* [Task directions]: Copy exactly the lines that run from the top of the listing to the line containing "import React from", both ends included, and omit the pictures.

* [Provided data]:
###

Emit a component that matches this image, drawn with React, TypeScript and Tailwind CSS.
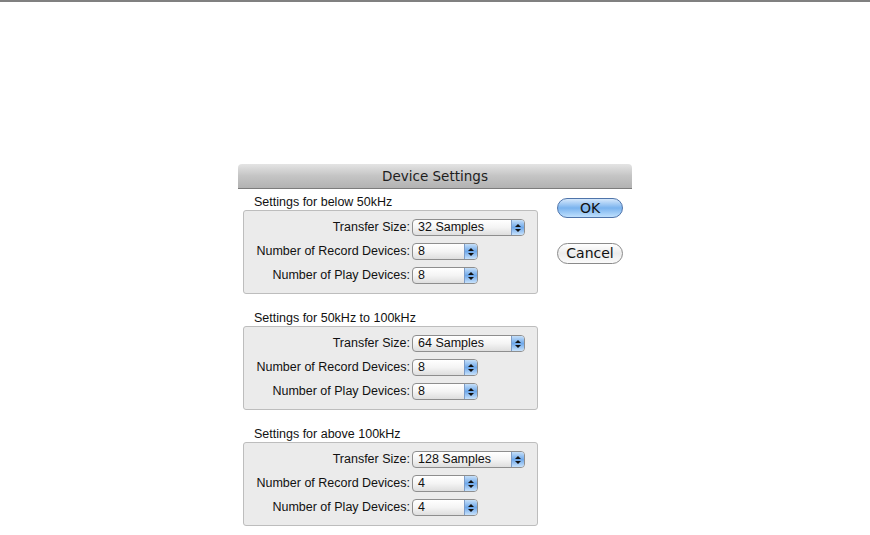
import React from "react";

function Popup({ value, wide }: { value: string; wide?: boolean }) {
  return (
    <div
      className={`ml-[2px] flex h-[17px] items-stretch rounded-[4px] border border-[#8e8e8e] bg-linear-to-b from-white via-[#f4f4f4] to-[#dedede] ${
        wide ? "w-[113px]" : "w-[66px]"
      }`}
    >
      <span className="pl-[5px] text-[12.5px] leading-[15px] text-[#111]">{value}</span>
      <span className="ml-auto flex w-[13px] flex-col items-center justify-center gap-[2px] rounded-r-[3px] border-l border-[#7d9cc7] bg-linear-to-b from-[#c5dff8] via-[#6ea8ea] to-[#c8e2fb]">
        <svg width="6" height="3" viewBox="0 0 6 3">
          <path d="M0 3 L3 0 L6 3 Z" fill="#111" />
        </svg>
        <svg width="6" height="3" viewBox="0 0 6 3">
          <path d="M0 0 L6 0 L3 3 Z" fill="#111" />
        </svg>
      </span>
    </div>
  );
}

function Row({ label, value, wide }: { label: string; value: string; wide?: boolean }) {
  return (
    <div className="flex h-[17px] items-center">
      <div className="w-[166px] text-right text-[12.5px] leading-[17px] text-[#111]">{label}</div>
      <Popup value={value} wide={wide} />
    </div>
  );
}

function Group({
  title,
  size,
  rec,
  play,
  className,
}: {
  title: string;
  size: string;
  rec: string;
  play: string;
  className?: string;
}) {
  return (
    <div className={className}>
      <div className="h-[15px] pl-[11px] text-[12.5px] leading-[15px] text-[#111]">{title}</div>
      <div className="flex h-[84px] flex-col gap-[7px] rounded-[3px] border border-[#bdbdbd] bg-[#ebebeb] pt-[8px]">
        <Row label="Transfer Size:" value={size} wide />
        <Row label="Number of Record Devices:" value={rec} />
        <Row label="Number of Play Devices:" value={play} />
      </div>
    </div>
  );
}

export default function App() {
  return (
    <div
      className="h-[535px] w-[870px] overflow-hidden border-t-2 border-[#808080] bg-white"
      style={{ fontFamily: '"Liberation Sans", Arial, sans-serif' }}
    >
      <div className="ml-[238px] mt-[162px] w-[394px]">
        <div
          className="h-[25px] rounded-t-[4px] border-b border-[#7c7c7c] bg-linear-to-b from-[#e4e4e4] via-[#c4c4c4] to-[#b2b2b2] text-center text-[13.5px] leading-[24px] text-[#1e1e1e]"
          style={{ fontFamily: '"DejaVu Sans", sans-serif' }}
        >
          Device Settings
        </div>
        <div className="flex pl-[5px] pt-[6px]">
          <div className="flex w-[295px] flex-col">
            <Group title="Settings for below 50kHz" size="32 Samples" rec="8" play="8" />
            <Group className="mt-[17px]" title="Settings for 50kHz to 100kHz" size="64 Samples" rec="8" play="8" />
            <Group className="mt-[17px]" title="Settings for above 100kHz" size="128 Samples" rec="4" play="4" />
          </div>
          <div
            className="ml-[19px] mt-[3px] flex flex-col"
            style={{ fontFamily: '"DejaVu Sans", sans-serif' }}
          >
            <button className="h-[20px] w-[66px] rounded-full border border-[#4f74aa] bg-linear-to-b from-[#d6e8fb] via-[#7ab3ee] to-[#bfe0fd] text-[14px] leading-[18px] text-[#111]">
              OK
            </button>
            <button className="mt-[25px] h-[21px] w-[66px] rounded-full border border-[#8a8a8a] bg-linear-to-b from-white via-[#ececec] to-[#fafafa] text-[14px] leading-[19px] text-[#111]">
              Cancel
            </button>
          </div>
        </div>
      </div>
    </div>
  );
}
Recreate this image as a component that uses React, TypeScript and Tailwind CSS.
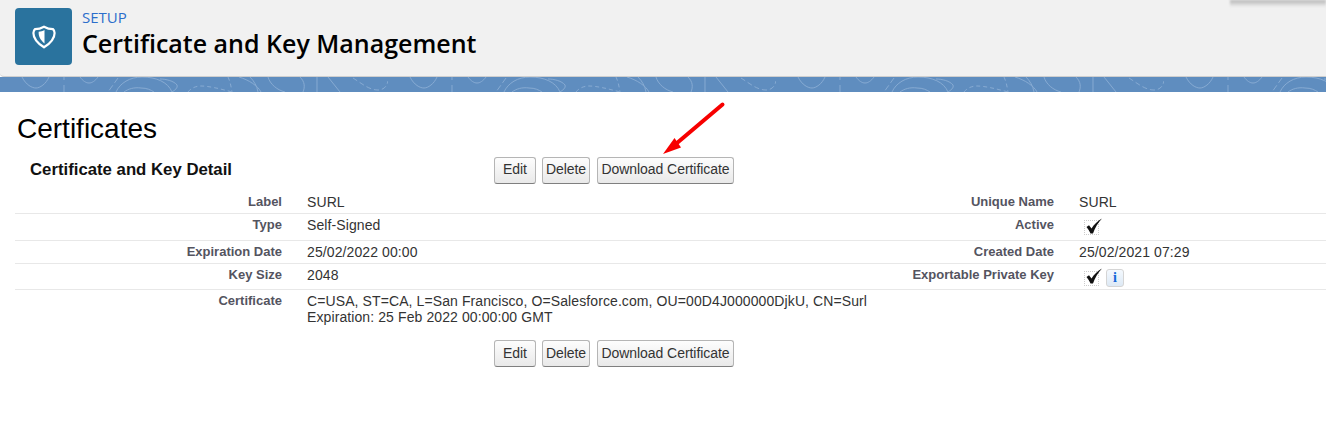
import { ReactNode } from 'react';

const ARIAL = 'font-["Liberation_Sans",Arial,sans-serif]';

function HeaderIcon() {
    return (
        <div className="flex h-[57px] w-[57px] items-center justify-center rounded bg-[#2a739e]">
            <svg width="28" height="28" viewBox="0 0 28 28" fill="none">
                <path d="M14 4.700c2.800 1.600 6 2.400 9 2.400 1 1 1.600 2.400 1.600 3.800 0 5.500-4.500 10.500-10.600 14.400-6.100-3.900-10.600-8.900-10.600-14.400 0-1.400.6-2.800 1.600-3.800 3 0 6.200-.8 9-2.400z" stroke="#fff" strokeWidth="2.200" strokeLinejoin="round" />
                <path d="M14.500 8c-1.800 1-3.800 1.500-5.800 1.700-.5 4.300 1.800 8.300 5.800 11.800z" fill="#fff" />
            </svg>
        </div>
    );
}

// swirl lines in the blue strip behind the header, the tile repeats every 388px
function StripPattern() {
    return (
        <svg className="absolute inset-0 h-full w-full" fill="none">
            <defs>
                <pattern id="strip" width="388" height="15" patternUnits="userSpaceOnUse">
                    <g stroke="#86aad2" strokeWidth="1" fill="none">
                        <path d="M22 0c4 8 10 11 14 11s10-4 13-11" />
                        <path d="M64 0v3M64 8v7" />
                        <path d="M80 0c3 4 6 6 9 6s6-2 9-6" />
                        <path d="M118 1l-10 14" strokeDasharray="6 3" />
                        <path d="M116 15c4-9 14-15 26-15 14 0 26 5 30 15M124 15c4-3 10-5 17-4 6 0 10 2 13 4" />
                        <path d="M160 2c6 0 14 2 17 6 1 3-2 5-5 7" />
                        <path d="M188 15c3-4 8-6 13-6 8 0 20 3 31 6M228 0c2 4 3 9 4 15" strokeDasharray="4 3" />
                        <path d="M239 0c10 3 19 9 22 15M250 0c4 4 7 9 8 15" />
                        <path d="M268 0c2 7 9 13 17 15M300 0c5 5 5 10 3 15" />
                        <path d="M317 0v15M328 0l12 15" />
                        <path d="M353 1c8 5 16 12 25 12 6 0 9-4 10-9" strokeDasharray="5 3" />
                    </g>
                </pattern>
            </defs>
            <rect width="100%" height="100%" fill="url(#strip)" />
        </svg>
    );
}

function ActionButton({ children, className }: { children: ReactNode; className: string }) {
    return (
        <button
            type="button"
            className={`h-[27px] whitespace-nowrap rounded-[3px] border border-[#b5b5b5] border-b-[#7f7f7f] bg-gradient-to-b from-[#fdfdfd] to-[#e9e9e9] pb-[1px] text-[14px] tracking-[-0.05px] text-[#333] ${className}`}
        >
            {children}
        </button>
    );
}

function ButtonGroup() {
    return (
        <div className="flex">
            <ActionButton className="w-[42px]">Edit</ActionButton>
            <ActionButton className="ml-[6px] w-[48px]">Delete</ActionButton>
            <ActionButton className="ml-[7px] w-[137px]">Download Certificate</ActionButton>
        </div>
    );
}

function Check() {
    return (
        <span className="flex h-[15px] w-[15px] items-center justify-center border border-dotted border-[#ccc]">
            <svg width="19" height="17" viewBox="0 0 19 17" className="ml-[3px] -mt-[3px] shrink-0">
                <path d="M2.500 9l2.500-1.800 2.500 3.200C10 6.500 13.500 3 18 .5c-3.800 4.200-7 9-9 15H6.500C5.500 13 4 11 2.500 9z" fill="#111" />
            </svg>
        </span>
    );
}

function InfoBadge() {
    return (
        <span className="flex h-[18px] w-[18px] items-center justify-center rounded-[3px] border border-[#d5d5d5] bg-gradient-to-b from-[#f4f9fe] to-[#dde9f5] font-['Liberation_Serif',serif] text-[14px] font-bold text-[#1468d8]">
            i
        </span>
    );
}

function Label({ children }: { children: ReactNode }) {
    return <div className="pr-[25px] text-right text-[13px] font-bold leading-[15px] text-[#54545f]">{children}</div>;
}

function Value({ children }: { children: ReactNode }) {
    return <div className="text-[14px] leading-[16px] tracking-[0.1px] text-[#333]">{children}</div>;
}

function Row({ left, leftValue, right, rightValue, className }: {
    left: string;
    leftValue: ReactNode;
    right?: string;
    rightValue?: ReactNode;
    className: string;
}) {
    return (
        <div className={`grid grid-cols-[292px_572px_200px_1fr] ${className}`}>
            <Label>{left}</Label>
            <Value>{leftValue}</Value>
            <Label>{right}</Label>
            <Value>{rightValue}</Value>
        </div>
    );
}

export default function App() {
    return (
        <div className={`relative h-[427px] w-[1326px] overflow-hidden bg-white ${ARIAL}`}>
            {/* Page header */}
            <header className="relative z-10 flex h-[77px] items-center gap-[10px] rounded-bl-[4px] border-b border-[#cfcfcf] bg-[#f1f1f1] pb-[4px] pl-[15px]">
                <HeaderIcon />
                <div className="-mt-[4px]">
                    <div className="font-['Open_Sans',sans-serif] text-[15px] leading-[18px] text-[#2c6ecb]">SETUP</div>
                    <h1 className="font-['Open_Sans',sans-serif] text-[25px] font-semibold leading-[34px] text-black">Certificate and Key Management</h1>
                </div>
                {/* shadow from the menu above the fold */}
                <div className="absolute right-0 top-0 h-[7px] w-[96px] bg-gradient-to-b from-[#b5b5b5] to-[#f0f0f0] blur-[1px]" />
            </header>

            <div className="relative h-[15px] bg-[#5f8dbf]">
                <StripPattern />
            </div>

            <main className="pl-[15px]">
                <h2 className="pl-[2px] pt-[20px] text-[28px] leading-[34px] text-black">Certificates</h2>

                <div className="mt-[10px] flex h-[28px] items-center">
                    <h3 className="w-[479px] pl-[15px] text-[16.75px] font-bold text-[#111]">Certificate and Key Detail</h3>
                    <ButtonGroup />
                </div>

                <div className="mt-[6px]">
                    <Row className="h-[24px] border-b border-[#e8e8e8] pt-[4px]" left="Label" leftValue="SURL" right="Unique Name" rightValue="SURL" />
                    <Row className="h-[27px] border-b border-[#e8e8e8] pt-[3px]" left="Type" leftValue="Self-Signed" right="Active" rightValue={<div className="pl-[5px] pt-[3px]"><Check /></div>} />
                    <Row className="h-[23px] border-b border-[#e8e8e8] pt-[3px]" left="Expiration Date" leftValue="25/02/2022 00:00" right="Created Date" rightValue="25/02/2021 07:29" />
                    <Row
                        className="h-[26px] border-b border-[#e8e8e8] pt-[3px]"
                        left="Key Size"
                        leftValue="2048"
                        right="Exportable Private Key"
                        rightValue={<div className="flex items-center gap-[7px] pl-[5px] pt-[2px]"><Check /><InfoBadge /></div>}
                    />
                    <Row
                        className="pt-[3px]"
                        left="Certificate"
                        leftValue={<>C=USA, ST=CA, L=San Francisco, O=Salesforce.com, OU=00D4J000000DjkU, CN=Surl<br />Expiration: 25 Feb 2022 00:00:00 GMT</>}
                    />
                </div>

                <div className="mt-[15px] pl-[479px]">
                    <ButtonGroup />
                </div>
            </main>

            {/* Red annotation arrow */}
            <svg className="absolute left-[655px] top-[98px]" width="76" height="62" viewBox="0 0 76 62" fill="none">
                <path d="M67.500 6.500L22 45" stroke="#f70000" strokeWidth="4" strokeLinecap="round" />
                <path d="M8 56L19.500 40l6.500 9.500z" fill="#f70000" />
            </svg>
        </div>
    );
}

###

* [Solution for this task]:
Emit a component that matches this image, drawn with React, TypeScript and Tailwind CSS.
import React from "react";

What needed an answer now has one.